Saul Rubinek’s cynical stage sitcom, Terrible Advice, is a romantic comedy with less of the rom and more of the com. The men are adolescents and the woman demanding, but they are all united in their search for the same elusive dream.
In the hands of others, a healthy, non-dysfunctional relationship might not be such a stretch, but the four protagonists are not your average 40-somethings. There is Jake, an oiled-up man-child who declares the women in his ample stash of pornography to be “who I live with”, and his childhood friend Stanley, an introspective, fast-talking lecturer with more neuroses than a Woody Allen character.
The women fare no better. Stanley’s Delila, while endearingly wide-eyed and lost, has her mind, rather less endearingly, solely on herself. It is only Hedda we can find some sympathy for, shacked up with the womanising Jake but seemingly the only one grown-up enough to remove herself from the others’ constant whingeing.
As the name suggests, a piece of, not just terrible but immature and puerile, advice leads to the often comical, sometimes poignant, breakdown of the four characters’ lives. It’s like Friends ten years on when everything has gone horribly wrong, cups of coffee and witty banter are no longer strong enough to hit the spot and no one can remember how exactly it was they were friends in the first place.

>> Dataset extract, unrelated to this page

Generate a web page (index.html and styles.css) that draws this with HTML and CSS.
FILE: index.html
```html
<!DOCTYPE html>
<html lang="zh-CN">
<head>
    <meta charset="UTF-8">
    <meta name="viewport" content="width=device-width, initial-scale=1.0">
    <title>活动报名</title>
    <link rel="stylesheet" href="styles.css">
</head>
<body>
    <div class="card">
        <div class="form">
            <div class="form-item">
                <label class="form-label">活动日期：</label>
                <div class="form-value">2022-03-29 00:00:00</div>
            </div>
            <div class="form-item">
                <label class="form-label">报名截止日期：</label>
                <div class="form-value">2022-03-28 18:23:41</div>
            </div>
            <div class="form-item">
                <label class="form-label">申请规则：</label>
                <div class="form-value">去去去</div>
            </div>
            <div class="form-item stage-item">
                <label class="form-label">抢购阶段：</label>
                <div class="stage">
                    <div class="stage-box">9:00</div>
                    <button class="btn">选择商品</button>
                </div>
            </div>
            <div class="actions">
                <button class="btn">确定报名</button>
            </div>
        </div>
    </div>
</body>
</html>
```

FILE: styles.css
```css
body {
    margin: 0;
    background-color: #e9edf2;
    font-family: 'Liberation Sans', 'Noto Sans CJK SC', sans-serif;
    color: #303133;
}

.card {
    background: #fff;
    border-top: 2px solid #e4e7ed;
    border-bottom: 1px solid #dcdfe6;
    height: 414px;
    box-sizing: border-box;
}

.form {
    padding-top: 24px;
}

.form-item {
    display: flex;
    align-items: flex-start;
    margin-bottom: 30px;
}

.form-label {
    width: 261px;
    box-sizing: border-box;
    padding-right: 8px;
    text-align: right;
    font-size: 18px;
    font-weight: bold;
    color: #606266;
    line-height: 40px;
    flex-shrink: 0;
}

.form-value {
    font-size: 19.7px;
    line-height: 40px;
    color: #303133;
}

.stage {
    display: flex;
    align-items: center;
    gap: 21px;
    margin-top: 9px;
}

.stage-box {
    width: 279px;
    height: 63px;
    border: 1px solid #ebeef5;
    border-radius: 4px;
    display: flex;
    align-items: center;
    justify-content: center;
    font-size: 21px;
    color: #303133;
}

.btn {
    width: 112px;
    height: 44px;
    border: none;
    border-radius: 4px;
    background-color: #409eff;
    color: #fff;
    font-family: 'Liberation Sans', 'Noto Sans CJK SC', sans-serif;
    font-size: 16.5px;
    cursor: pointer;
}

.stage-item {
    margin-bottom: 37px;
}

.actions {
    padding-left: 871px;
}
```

While this may sound all a bit doom and gloom for the Menier Chocolate Factory, Rubinek’s script is darkly witty and treads the thin line between crude and rude, getting it just right, although you may never look at an apple in the same light again.
Andy Nyman and Scott Bakula are well cast as the unlikely friends. Nyman’s comical delivery is always perfectly timed and never over-egged; he spends the entire play teetering precariously between happiness and anxiety, proving tears are never far behind comedy. In contrast, Bakula is brilliantly uncomplicated. With a serious Peter Pan complex and the best days of his life left behind on the college football field, joints, sunbathing and blonds fill the gap where adulthood should have taken roots.
Although Sharon Horgan and Caroline Quentin are intensely watchable as the harassed Delila and motherly Hedda, Terrible Advice is set firmly in a man’s world and the women’s fates are left in the hands of Stanley and Jake. But in the resounding words of Hedda, she had a life before Jake and there’ll be life afterwards. A rare moment of sense amongst the madness.